Speaking of Hilton, the groan familiar to Dolphins fans late last season when they saw the increasingly ineffective Wildcat came from my throat each of the three times FIU lined up Hilton in the Wildcat Tuesday. With the base offense walking downfield in rhythm, the Hilton Wildcat couldn’t get in step.
The first time, a second and 1 from the Troy 20, they had moved the ball 50 yards in four plays, plus gotten a Troy offside. Perry got called for a false start (the only thing early in this town Tuesday – players on both sides of the ball moving before an FIU snap). Next time, first and 10 from the Troy 43 with a 47-yard drive working: Hilton carries left for a 2-yard loss. A punt ensued two plays later. The final time, FIU had driven 39 yards to the Troy 32 when Troy read the reverse to Coleman, who slipped for a 6-yard loss. That’s the series and drive that ended with the Younger touchdown, but you don’t get many 43-yard bombs on third and 21.

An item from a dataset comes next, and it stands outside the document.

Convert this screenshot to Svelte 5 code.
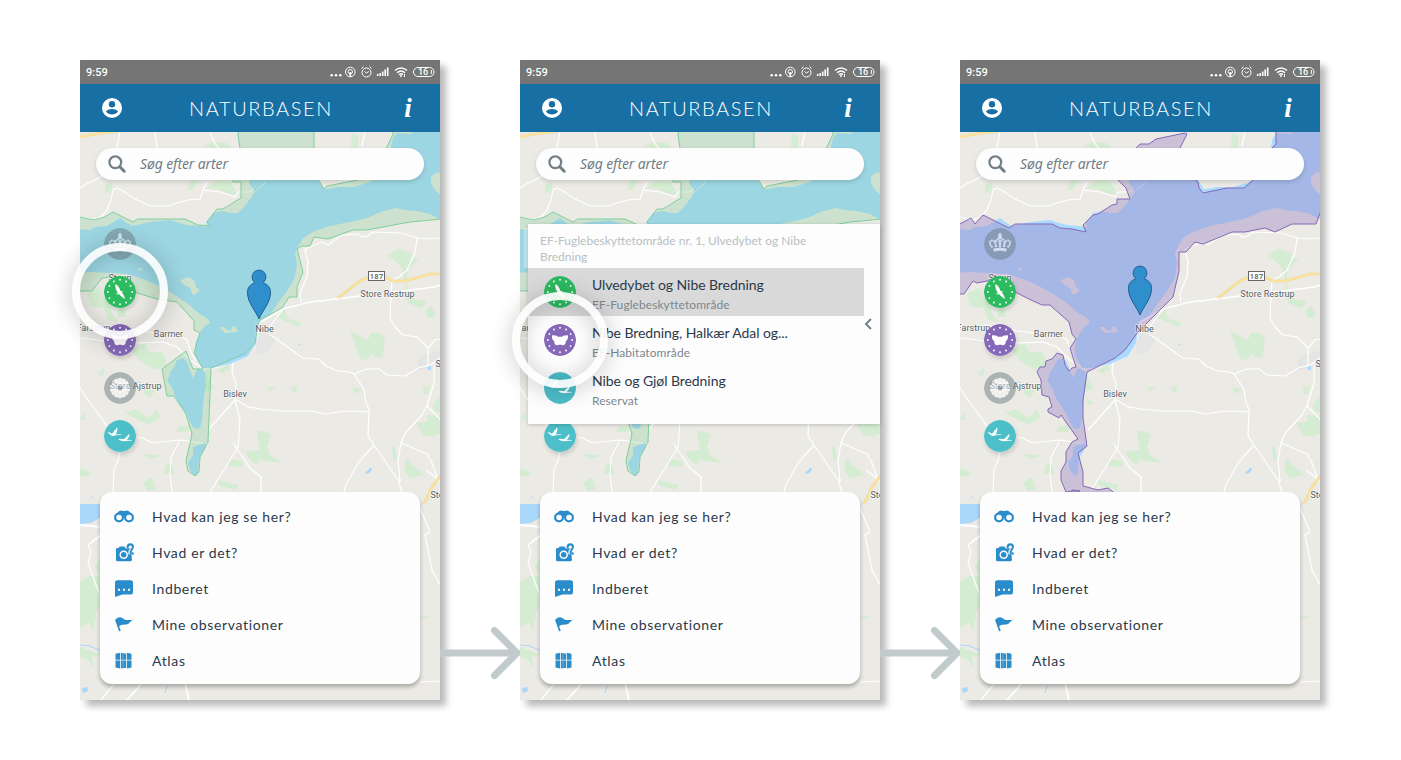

Hilton wound up with four catches for 62 yards and 161 all-purpose yards. He seemed a little ouchy late, although he looked roused after jawing with Troy's Xavier Lamb in the fourth quarter. Rhodes had 194 all-purpose yards.
Against Louisville and Central Florida, FIU demonstrated mental toughness at pivotal points that could’ve seen them collapse. Tuesday saw many such moments, most glaringly after a first half the Panthers owned everything but the scoreboard and, in the third quarter, Troy’s two touchdowns in 44 seconds to turn 17-7 into 20-17. A collapse at either time would’ve meant a collapse of the season.
Instead, they showed the maturity and strength from September that they didn’t show in Jonesboro last week. The Panthers sit 5-3, 2-2 in the Sun Belt. All they desire remains possible.